Methods The ePACT data for child health at UHNS April 2009 – March 2010 was reviewed to determine the quantities and cost of prescription on FP10HP. The top 50 spend from this hospital ePACT data was then evaluated to determine which drugs contributed significantly to this spend and the data further analysed to establish the detail of prescription, including quantities and net ingredient costs (NIC). These prescriptions were then costed using the current NHS price model to determine the relative price for dispensing the equivalent products at UHNS.

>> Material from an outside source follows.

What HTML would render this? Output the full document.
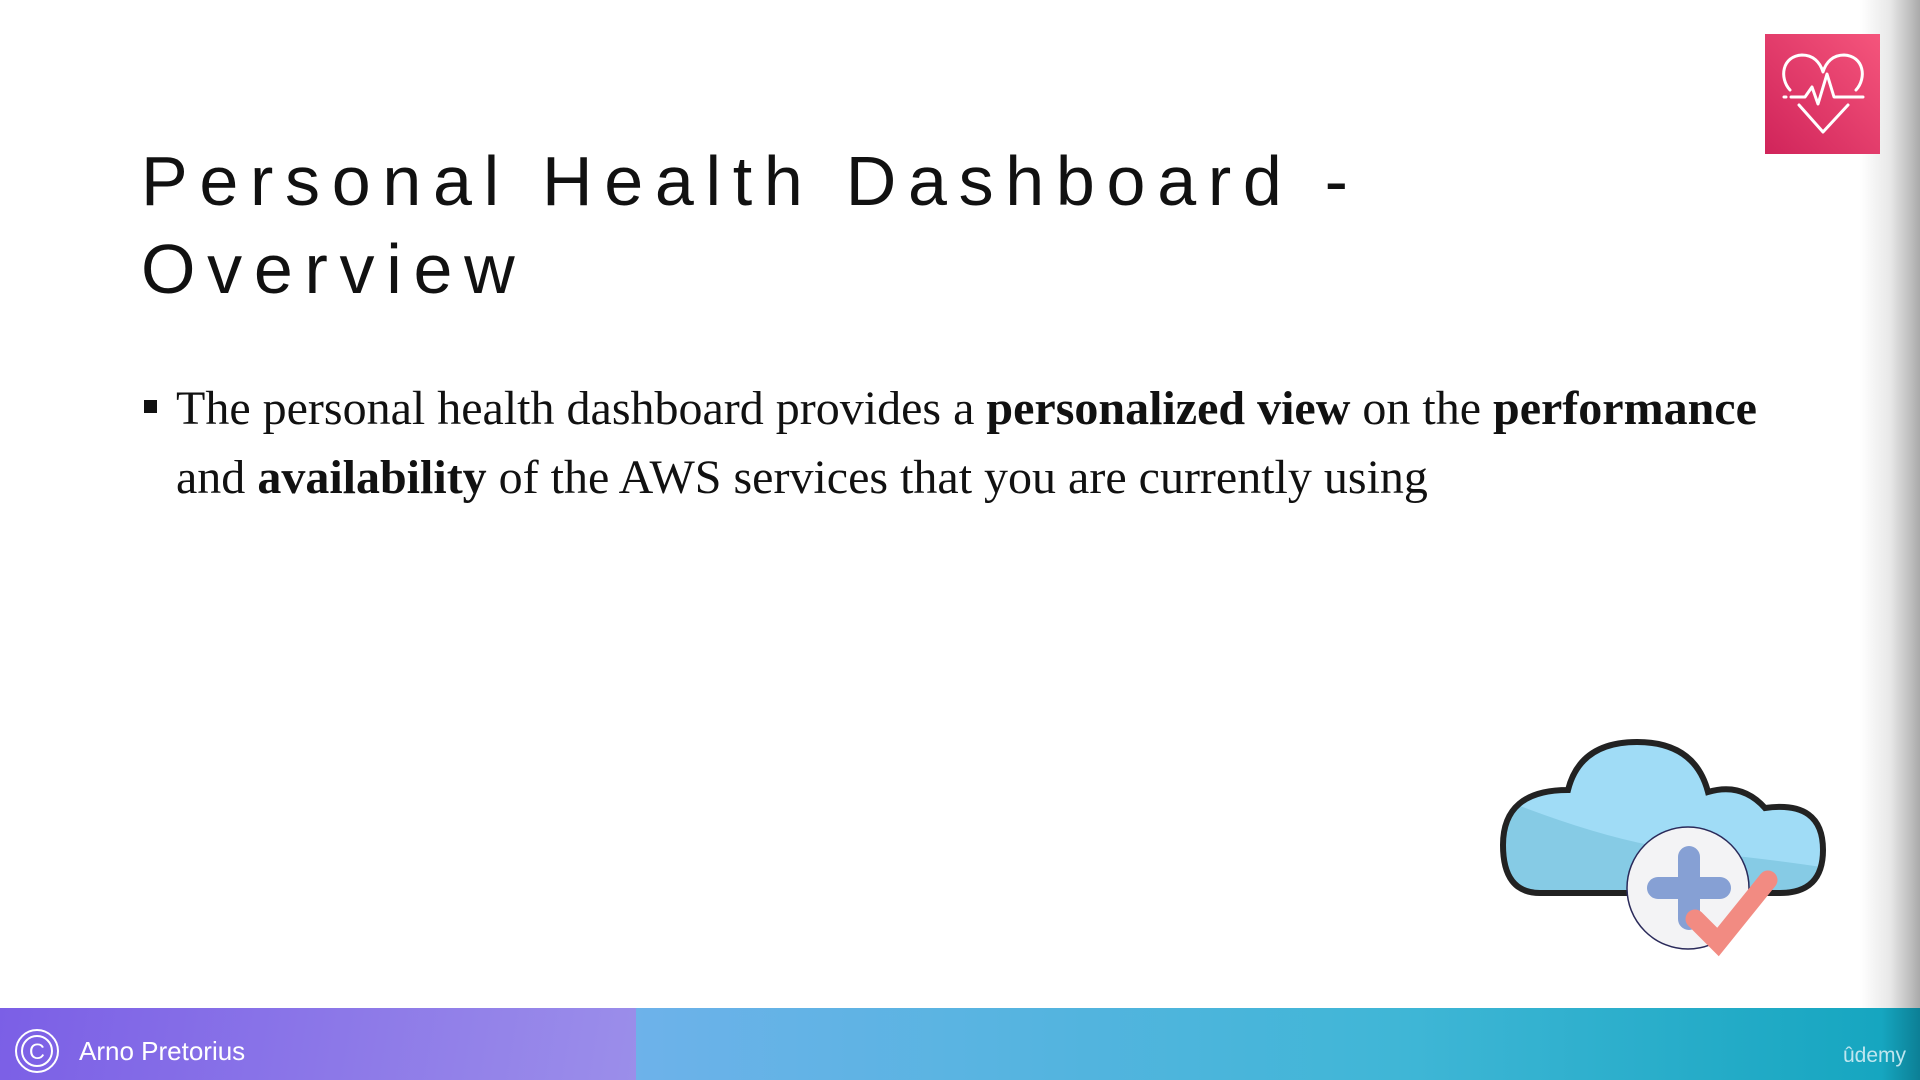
<!DOCTYPE html>
<html><head><meta charset="utf-8"><style>
html,body{margin:0;padding:0}
body{width:1920px;height:1080px;position:relative;overflow:hidden;background:#fff;font-family:"Liberation Sans",sans-serif}
.title{position:absolute;left:141px;top:137px;font-size:70px;letter-spacing:11.7px;line-height:88px;color:#111;white-space:nowrap}
.body{position:absolute;left:176px;top:374px;font-family:"Liberation Serif",serif;font-size:48px;line-height:69px;color:#111;width:1620px}
.bul{position:absolute;left:144px;top:400px;width:13px;height:13px;background:#111}
.shadow{position:absolute;right:0;top:0;width:60px;height:1008px;background:linear-gradient(90deg,rgba(255,255,255,0),#e8e8e8 50%,#aaa)}
.barl{position:absolute;left:0;top:1008px;width:636px;height:72px;background:linear-gradient(100deg,#7b5fe6,#9b8eea)}
.barr{position:absolute;left:636px;top:1008px;width:1284px;height:72px;background:linear-gradient(90deg,#6db2ea,#3fb6d6 60%,#16a6c0 97%,#0c7f95)}
.name{position:absolute;left:79px;top:1036px;color:#fff;font-size:26px}
.udemy{position:absolute;left:1843px;top:1044px;color:#bfe6ef;font-size:21px}
</style></head><body>
<div class="shadow"></div>
<div class="title">Personal Health Dashboard -<br>Overview</div>
<div class="bul"></div>
<div class="body">The personal health dashboard provides a <b>personalized view</b> on the <b>performance</b> and <b>availability</b> of the AWS services that you are currently using</div>

<svg style="position:absolute;left:1765px;top:34px" width="115" height="120" viewBox="0 0 115 120">
<defs><linearGradient id="g" x1="0" y1="1" x2="1" y2="0"><stop offset="0" stop-color="#d0245a"/><stop offset="1" stop-color="#f5557c"/></linearGradient></defs>
<rect width="115" height="120" fill="url(#g)"/>
<g fill="none" stroke="#fff" stroke-width="3" stroke-linecap="round" stroke-linejoin="round">
<path d="M25 56 C14 44 17 22 37 21 C48 21 55 28 58 38 C61 28 68 21 79 21 C99 22 102 44 91 56"/>
<path d="M34 71 L58 98 L83 71"/>
<path d="M26 63 H40 L47 53 L53 70 L62 40 L69 63 H98"/>
<path d="M19 63 H21"/>
</g></svg>

<svg style="position:absolute;left:1480px;top:720px" width="440" height="288" viewBox="0 0 440 288">
<defs><clipPath id="c"><path d="M60 173 Q23 173 23 125 Q23 70 88 70 Q100 22 157 22 Q215 22 228 72 Q262 62 285 88 Q343 80 343 130 Q343 173 300 173 Z"/></clipPath></defs>
<path d="M60 173 Q23 173 23 125 Q23 70 88 70 Q100 22 157 22 Q215 22 228 72 Q262 62 285 88 Q343 80 343 130 Q343 173 300 173 Z" fill="#a0dcf6"/>
<path clip-path="url(#c)" d="M0 70 Q120 120 200 130 Q300 140 360 150 V200 H0Z" fill="#86cbe5"/>
<path d="M60 173 Q23 173 23 125 Q23 70 88 70 Q100 22 157 22 Q215 22 228 72 Q262 62 285 88 Q343 80 343 130 Q343 173 300 173 Z" fill="none" stroke="#222" stroke-width="6"/>
<circle cx="208" cy="168" r="61" fill="#f3f3f5" stroke="#2a2a5a" stroke-width="1.5"/>
<path d="M209 137 V199 M178 168 H240" stroke="#86a0d4" stroke-width="22" stroke-linecap="round"/>
<path d="M215 199 L238 222 L288 160" fill="none" stroke="#f28b82" stroke-width="19" stroke-linecap="round"/>
</svg>

<div class="barl"></div><div class="barr"></div>
<svg style="position:absolute;left:14px;top:1028px" width="46" height="46" viewBox="0 0 46 46"><circle cx="23" cy="23" r="21" fill="none" stroke="#fff" stroke-width="2"/><circle cx="23" cy="23" r="15" fill="none" stroke="#fff" stroke-width="2"/><text x="23" y="31" text-anchor="middle" fill="#fff" font-size="22" font-family="Liberation Sans">C</text></svg>
<div class="name">Arno Pretorius</div>
<div class="udemy">ûdemy</div>
</body></html>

Results The initial ePACT searches demonstrated that child health had prescribed 5 606 items on FP10HP for the financial year 2009–2010. The top 50 NIC demonstrated that the unlicensed medication melatonin, then other hypnotics, (biomelatonin) were the two highest cost drugs accounting for 212 (3.8%) of the items prescribed. Unlicensed omeprazole suspension also featured in the top 50 NIC accounting for only 17 items dispensed. The table below demonstrates the relative cost of dispensing these items at UNHS compared with FP10HP and highlights drug formulations where significant cost savings were demonstrated.
Conclusion There are clear financial benefits from dispensing these unlicensed medications at UHNS pharmacy compared with supply on FP10HP, with potential annual savings of approximately £26 000.
In addition, hospital supply allows the pharmacy team to check unlicensed medications are only supplied when they are the only clinically acceptable option and ensure an unlicensed medication risk assessment has been completed, in concordance with the Healthcare Commission report ‘The best medicine’.1 It also allows the medicines management team to select the most suitable formulation, taking into account the manufacturer; availability, licensed status in other countries as well as cost efficiency.2 Standardisation of supply has the clinical benefit of reducing the risk of therapeutic failure or advert drug reactiondue to variance in formulation and the advantage of providing the patient with a familiar product, reducing the risk of administration errors and potential therapeutic duplication.3 In terms of pharmacy workload the item numbers are low, but to negate any impact on work flow and patient waiting times the medical team agreed to prescribe these medicines in advance of the clinic visits.